Perhaps because using Google Street View to tour the endless accumulation of emptied-out small town storefronts is numbing after a while, and too depressing. Too particular: When you see a dead mall, you imagine throngs, but when you see a dead small-town Main Street, you imagine the clerk behind the counter, the farmer wife who’s come to town for fabric.
Perhaps because it doesn’t give us a grand enough canvas for our rue and regret. If we’re going to tour ruins, give us the Baths of Caracalla, not a stone hut in an excavated Roman settlement.
We want something that makes us feel sad and disappointed in our time, our culture. It’s not a healthy impulse. Nor is it new.
Standing on the Shoulders of Giants?
There’s an old science-fiction radio play about a group of rocket men who set down on a long green lawn on an uninhabited world and set about exploring. Those tall structures, captain, with regular windows—surely they were built by intelligent beings! Everyone speaks colloquial English, yet you’re supposed to be stunned by the twist: “It says the natives called it ... New York.”
Gave everyone a little shudder in the ’50s. It seemed plausible that some disaster—man-made or otherwise, but probably the Rooskies—could reduce America to an overgrown and abandoned place, with the tall towers poking out of the vegetation, the elegant lobbies full of weeds and fauna, the accomplishments of mankind left to crumble.
Which brings us to Detroit.
The epicenter of online Ruination Laments is Detroit, simply because it was so big, so grand, so strong. The sprawling factories are now husks. The skyscrapers, empty of tenants. The neighborhoods are not just abandoned, but they’ve returned to nature, with only the street grid to suggest that people made their lives here. The name of the city is a synonym for an urban mausoleum. But is it still true?
The vacancy rate for the 22 most important office towers in the Motor City is a surprising 11.7%, which goes against the standard conception of Detroit as an unpopulated wasteland.
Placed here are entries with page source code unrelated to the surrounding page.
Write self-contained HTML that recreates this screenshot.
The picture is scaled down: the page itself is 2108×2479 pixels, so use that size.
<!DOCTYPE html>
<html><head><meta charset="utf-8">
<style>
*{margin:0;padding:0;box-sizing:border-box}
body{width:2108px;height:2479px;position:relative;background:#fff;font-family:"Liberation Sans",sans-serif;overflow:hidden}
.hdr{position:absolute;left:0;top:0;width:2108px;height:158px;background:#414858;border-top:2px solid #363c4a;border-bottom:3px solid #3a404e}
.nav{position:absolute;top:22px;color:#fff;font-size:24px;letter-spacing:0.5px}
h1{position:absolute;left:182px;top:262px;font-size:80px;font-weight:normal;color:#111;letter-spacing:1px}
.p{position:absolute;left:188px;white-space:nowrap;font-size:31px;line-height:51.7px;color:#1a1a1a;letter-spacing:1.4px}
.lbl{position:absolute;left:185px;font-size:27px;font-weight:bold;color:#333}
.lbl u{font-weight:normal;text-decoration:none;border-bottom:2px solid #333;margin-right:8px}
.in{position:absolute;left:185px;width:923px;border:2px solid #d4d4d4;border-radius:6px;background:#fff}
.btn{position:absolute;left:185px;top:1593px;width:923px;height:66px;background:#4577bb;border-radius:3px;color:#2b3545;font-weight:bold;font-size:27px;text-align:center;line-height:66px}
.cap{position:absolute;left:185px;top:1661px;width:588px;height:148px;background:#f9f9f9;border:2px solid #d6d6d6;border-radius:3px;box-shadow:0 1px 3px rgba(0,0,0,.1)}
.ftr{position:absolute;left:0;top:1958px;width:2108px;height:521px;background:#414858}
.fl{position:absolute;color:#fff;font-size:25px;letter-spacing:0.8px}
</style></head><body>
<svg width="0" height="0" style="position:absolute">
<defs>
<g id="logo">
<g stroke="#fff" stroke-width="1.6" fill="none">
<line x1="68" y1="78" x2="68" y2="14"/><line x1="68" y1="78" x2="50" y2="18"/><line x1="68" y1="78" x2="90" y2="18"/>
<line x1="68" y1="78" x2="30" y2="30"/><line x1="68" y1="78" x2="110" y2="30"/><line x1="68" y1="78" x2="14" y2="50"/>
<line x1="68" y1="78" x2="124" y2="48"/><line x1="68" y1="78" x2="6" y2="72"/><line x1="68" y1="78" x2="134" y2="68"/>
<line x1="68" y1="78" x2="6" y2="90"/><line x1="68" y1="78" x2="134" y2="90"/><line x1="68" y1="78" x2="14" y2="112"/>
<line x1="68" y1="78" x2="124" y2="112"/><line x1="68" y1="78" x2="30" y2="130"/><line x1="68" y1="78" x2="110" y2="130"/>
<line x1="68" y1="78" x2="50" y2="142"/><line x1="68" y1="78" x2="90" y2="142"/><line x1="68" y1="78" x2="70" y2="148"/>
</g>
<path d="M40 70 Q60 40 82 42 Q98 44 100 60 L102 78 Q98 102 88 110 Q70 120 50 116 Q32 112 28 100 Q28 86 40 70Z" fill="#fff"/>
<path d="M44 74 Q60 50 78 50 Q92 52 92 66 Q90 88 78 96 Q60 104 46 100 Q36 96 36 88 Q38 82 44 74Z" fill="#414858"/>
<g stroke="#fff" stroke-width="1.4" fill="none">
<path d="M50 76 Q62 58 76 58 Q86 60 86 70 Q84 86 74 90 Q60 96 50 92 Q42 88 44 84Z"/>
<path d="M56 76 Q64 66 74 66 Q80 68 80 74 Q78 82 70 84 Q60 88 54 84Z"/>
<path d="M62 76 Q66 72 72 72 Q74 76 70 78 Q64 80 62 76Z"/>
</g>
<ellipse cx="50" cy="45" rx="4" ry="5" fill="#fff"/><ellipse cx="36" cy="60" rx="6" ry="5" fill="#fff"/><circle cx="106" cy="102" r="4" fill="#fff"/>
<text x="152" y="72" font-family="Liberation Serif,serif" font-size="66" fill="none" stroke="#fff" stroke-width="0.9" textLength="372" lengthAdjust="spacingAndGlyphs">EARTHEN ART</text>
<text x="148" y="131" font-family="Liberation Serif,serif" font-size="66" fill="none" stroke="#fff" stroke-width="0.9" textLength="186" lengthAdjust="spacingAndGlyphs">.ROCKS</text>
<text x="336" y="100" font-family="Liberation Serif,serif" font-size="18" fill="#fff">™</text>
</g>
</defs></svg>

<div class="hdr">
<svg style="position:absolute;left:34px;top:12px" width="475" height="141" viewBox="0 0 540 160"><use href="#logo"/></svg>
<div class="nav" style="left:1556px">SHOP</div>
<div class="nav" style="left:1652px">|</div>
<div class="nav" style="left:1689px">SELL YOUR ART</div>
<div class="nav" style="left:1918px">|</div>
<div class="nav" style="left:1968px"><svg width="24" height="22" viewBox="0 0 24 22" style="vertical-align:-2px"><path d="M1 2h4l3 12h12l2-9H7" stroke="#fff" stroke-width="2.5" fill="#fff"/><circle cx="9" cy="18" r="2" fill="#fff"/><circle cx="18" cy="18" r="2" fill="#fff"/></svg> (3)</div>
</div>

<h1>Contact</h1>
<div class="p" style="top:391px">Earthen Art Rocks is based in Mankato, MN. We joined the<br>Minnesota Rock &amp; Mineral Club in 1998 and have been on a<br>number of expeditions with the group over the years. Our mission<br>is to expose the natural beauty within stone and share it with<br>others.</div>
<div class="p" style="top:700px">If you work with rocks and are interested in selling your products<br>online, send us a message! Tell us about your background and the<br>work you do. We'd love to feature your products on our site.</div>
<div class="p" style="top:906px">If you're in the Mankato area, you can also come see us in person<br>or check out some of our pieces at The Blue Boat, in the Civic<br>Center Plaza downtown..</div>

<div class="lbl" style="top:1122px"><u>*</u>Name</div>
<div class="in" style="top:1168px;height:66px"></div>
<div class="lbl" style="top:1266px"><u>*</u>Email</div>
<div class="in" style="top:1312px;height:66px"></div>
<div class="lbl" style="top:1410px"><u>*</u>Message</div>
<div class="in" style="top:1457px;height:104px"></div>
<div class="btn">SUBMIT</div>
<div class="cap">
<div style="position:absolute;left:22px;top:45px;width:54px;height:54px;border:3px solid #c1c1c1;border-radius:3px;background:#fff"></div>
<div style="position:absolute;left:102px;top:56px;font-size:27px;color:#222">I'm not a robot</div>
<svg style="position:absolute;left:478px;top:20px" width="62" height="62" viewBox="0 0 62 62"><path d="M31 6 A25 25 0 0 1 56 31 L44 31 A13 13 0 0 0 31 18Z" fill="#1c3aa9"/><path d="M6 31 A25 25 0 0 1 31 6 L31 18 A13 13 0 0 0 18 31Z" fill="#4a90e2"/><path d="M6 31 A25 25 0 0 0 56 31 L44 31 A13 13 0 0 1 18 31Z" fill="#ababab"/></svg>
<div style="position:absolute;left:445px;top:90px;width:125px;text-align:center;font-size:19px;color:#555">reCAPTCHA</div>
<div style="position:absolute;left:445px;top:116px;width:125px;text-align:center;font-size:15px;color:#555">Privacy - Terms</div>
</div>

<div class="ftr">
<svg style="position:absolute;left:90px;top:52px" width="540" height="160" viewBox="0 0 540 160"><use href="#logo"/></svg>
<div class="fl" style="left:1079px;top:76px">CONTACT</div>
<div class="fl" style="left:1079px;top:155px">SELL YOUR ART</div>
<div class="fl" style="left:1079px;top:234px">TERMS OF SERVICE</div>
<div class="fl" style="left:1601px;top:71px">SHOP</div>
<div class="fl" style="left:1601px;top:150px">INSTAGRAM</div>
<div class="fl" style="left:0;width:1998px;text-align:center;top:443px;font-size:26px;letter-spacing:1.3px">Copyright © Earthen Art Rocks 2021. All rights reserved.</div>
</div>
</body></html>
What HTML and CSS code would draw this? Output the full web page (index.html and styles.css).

The Book Tower, one of the city’s great abandoned skyscrapers, is empty at present, but it’s being rehabbed. The Michigan Central train station, a Beaux-Arts hall with an 18-story skyscraper, empty and abused for decades—the most potent example of American ruin porn possible, perhaps—should be fully restored by this year. Many of the skyscrapers that stood empty for decades have been polished and renewed. This is almost a disappointment for some, because they prefer the aesthetics of elegant decay. The dilapidated state of old glorious buildings is a deserving indictment of our era, with its dull rote modernism and solipsistic glass towers.
They have a point. The old vocabulary of the buildings is no longer the vernacular. The classical styles speak of sophistication and skill, a rich and confident historicity that ties the American experience to the long parade of Western civilization, and we do not believe we could muster the will to do that again—or we believe we would not be allowed to praise it, since our history is full of sins. The modernism of the ’30s likewise seems from another culture, an optimistic zeitgeist when machines would be bent to the will of man, and new forms unleashed by the bonfire of the old world.
The power and beauty of the first half of the 20th century, with its conflicted attractions and references to all that had come before, seems like the work of giants. The empty Detroit factories are different. Those hit hard. Once, we made things. Well, we still do. Once, people had good jobs making things people wanted. Well, they still do, but times change, and hard jobs on the line have been replaced with soft seats in a beige cubicle typing numbers. Once, the whistle blew and men with lunch pails went home to a modest house and kissed their wives hello and sat down to a beer and a Salisbury steak while little Johnny fussed in the high chair and everyone watched a small black-and-white TV before going to bed. Well, okay, you got me there. But TVs are much better and cheaper, so we don’t care where they’re made. Cars are better, too—who cares if a hundred-year-old factory is abandoned? Somewhere in Alabama or Mexico or China, there’s a great car rolling off the line—all electric, with voice-activated controls and collision detection. Things change.
All true. But when we look at those old factories, we see capability. An economy that could scale up and kick Hitler! We don’t see asbestos and segregation, though, because we are luxuriating in the romance of decline, comparing our cautious era to the heedless 20-league strides of the past. Whether our evaluation of our times is correct isn’t the point. It feels correct. It feels right to insist that we have fallen, in so many ways.
Some Things Stay the Same
The mall of my youth was West Acres, in Fargo. It’s doing fine. The biggest mall in my current town is the Mall of America, which is absolutely gargantuan and doing fine, as are many others. The mall of my heart is Southdale—the first covered mall in America. My parents brought me there on a trip to the big city when I was very young, and the place was an amazing look at the big urban future. A two-story birdcage! An outdoor cafe—but it’s inside! Toys! Pets! The trip made such an impression, and when combined with the orange-roof Howard Johnson’s where we stayed, it made Minneapolis seem like Oz.
Now I live in Minneapolis, and shop at Southdale. It’s not doing great. It’s down to one anchor, a Macy’s squatting in the mansion built by the long-gone Dayton’s chain. Vacancies are noticeable. You will never find it on a ruin-porn site, though, because it is morphing into something people need. The old anchor store? A big shiny gym. The other anchor store? A nice supermarket might be moving in. The empty storefronts on the east wing? A government service center. It’s not the mall I remember, but it still offers up some useful places.
The original 1956 clock is still up there on the wall, counting the hours in silence. The hands told the time when I was there as a child, and the hands will tell the time if I go tomorrow. Things change, but if you look closely with a level gaze, you might be heartened. Some necessary things abide.